The social structure of Afghanistan with strong local identity had the positive aspect that after take over of the central government by Soviets, the resistance not only survived but also ultimately triumphed against the foreign force. The negative aspect was that with unprecedented amount of weapons pumped into Afghanistan and large sums of money from foreign sources widened the fault lines of Afghan society making a national effort almost impossible. This has prompted some commentators like John Griffiths to assume that it is futile to try to bring together ‘such volatile and contentious elements’. He suggests that long term solution of Afghanistan may be to allow it to break up. Despite prolonged civil war and sharpening of ethnic boundaries, still a large number of Afghans call themselves Afghans (although not giving up their Qaum identity) and no group is vying for a separate entity. This is a major strong point from which a start can be made. This is in contrast to many states with violent ethnic conflicts where minority ethnic groups are fighting for independent entities. Recognition of ethnic factor in Afghanistan is important for understanding the complex problems facing the nation and for possible solutions. Acknowledgement and accommodation of various ethnic concerns can help in getting the country back on tract. This will help to harness the qualities of various groups in re-building of the shattered country. However, seeing ethnic boundaries as permanent wedges and trying to overplay the ethnic card to make the things work can have opposite effects.
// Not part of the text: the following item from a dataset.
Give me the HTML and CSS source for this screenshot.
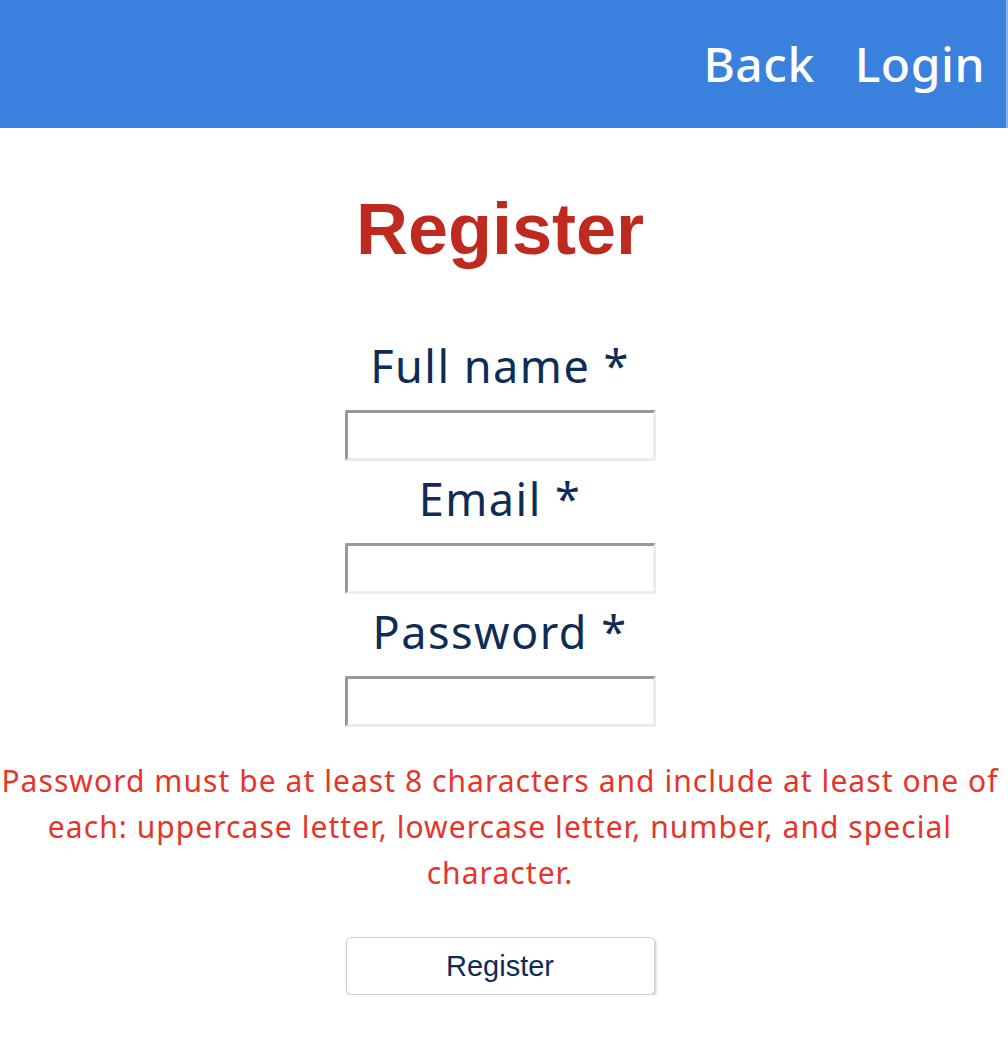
FILE: index.html
```html
<!DOCTYPE html>
<html lang="en">
<head>
<meta charset="utf-8">
<title>Register</title>
<link rel="stylesheet" href="styles.css">
</head>
<body>
<header class="topbar">
  <nav class="nav">
    <a class="nav-link" href="#">Back</a>
    <a class="nav-link" href="#">Login</a>
  </nav>
</header>
<main class="page">
  <h1 class="title">Register</h1>
  <form class="form">
    <label class="field-label" for="name">Full name *</label>
    <input class="field-input" id="name" type="text">
    <label class="field-label" for="email">Email *</label>
    <input class="field-input" id="email" type="email">
    <label class="field-label" for="password">Password *</label>
    <input class="field-input" id="password" type="password">
    <p class="error">Password must be at least 8 characters and include at least one of each: uppercase letter, lowercase letter, number, and special character.</p>
    <button class="submit" type="button">Register</button>
  </form>
</main>
</body>
</html>
```
FILE: styles.css
```css
html, body {
  margin: 0;
  padding: 0;
  background: #ffffff;
}

body {
  font-family: "Noto Sans", "Open Sans", sans-serif;
}

.topbar {
  height: 128px;
  background: #3a80dd;
  border-right: 2px solid #8db2e4;
  display: flex;
  justify-content: flex-end;
  align-items: center;
}

.nav {
  display: flex;
  gap: 40px;
  padding-right: 21px;
}

.nav-link {
  color: #ffffff;
  text-decoration: none;
  font-size: 48px;
  font-weight: 500;
  line-height: 60px;
  letter-spacing: 0.5px;
}

.page {
  width: 1000px;
  display: flex;
  flex-direction: column;
  align-items: center;
}

.title {
  margin: 61px 0 0;
  font-family: "Liberation Sans", Arial, sans-serif;
  font-weight: bold;
  font-size: 72px;
  line-height: 80px;
  color: #bf2a20;
}

.form {
  display: flex;
  flex-direction: column;
  align-items: center;
  width: 100%;
  margin-top: 72px;
}

.field-label {
  font-size: 45px;
  line-height: 50px;
  letter-spacing: 1.5px;
  color: #0e2c55;
  margin-bottom: 19px;
}

.field-input {
  box-sizing: border-box;
  width: 311px;
  height: 51px;
  margin: 0 0 13px;
  border-style: solid;
  border-width: 3px;
  border-color: #999999 #ececec #ececec #999999;
  border-radius: 2px;
  background: #ffffff;
}

.field-input:last-of-type {
  margin-bottom: 0;
}

.error {
  margin: 31px 0 0;
  width: 100%;
  text-align: center;
  color: #e5352a;
  font-size: 30px;
  line-height: 46px;
  letter-spacing: 1.05px;
}

.submit {
  margin-top: 41px;
  width: 309px;
  height: 58px;
  background: #ffffff;
  border: 1px solid #cfcfcf;
  border-radius: 5px;
  box-shadow: 1px 2px 3px rgba(0, 0, 0, 0.22);
  font-family: "Liberation Sans", Arial, sans-serif;
  font-size: 29px;
  color: #0e2c55;
}
```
Large scale external migration to Pakistan, Iran and other countries and internal migration due to drought and ethnic massacres has changed the Afghan demography. This changed landscape has added challenges for Afghans for the transition to a peaceful Afghanistan. The dilemma, which the Afghans are facing is not only theirs but also of their neighbours. All neighbours of Afghanistan have to understand the historical fact that “Afghanistan as a closed buffer state was a stabilizing factor for its neighbours; Afghanistan as an open failed state undermines the statehood of its neighbours”. This is critically important especially for Pakistan, a multi-ethnic state to learn from the failed state of Afghanistan. Stability of Afghanistan, which does not necessarily translate into a client regime in Kabul is in the best national interest of Pakistan. Another round of misguided policy options on part of Pakistan based on naive and unrealistic ideas can seriously jeopardize the existence of Pakistan in the present geographic form.
The rapidity with which the goat sometimes changes masters is very laughable; but the poor animal is occasionally torn to pieces in the scuffle. Sir Alexander Burns commenting about Buzkashi, Cabool 1834.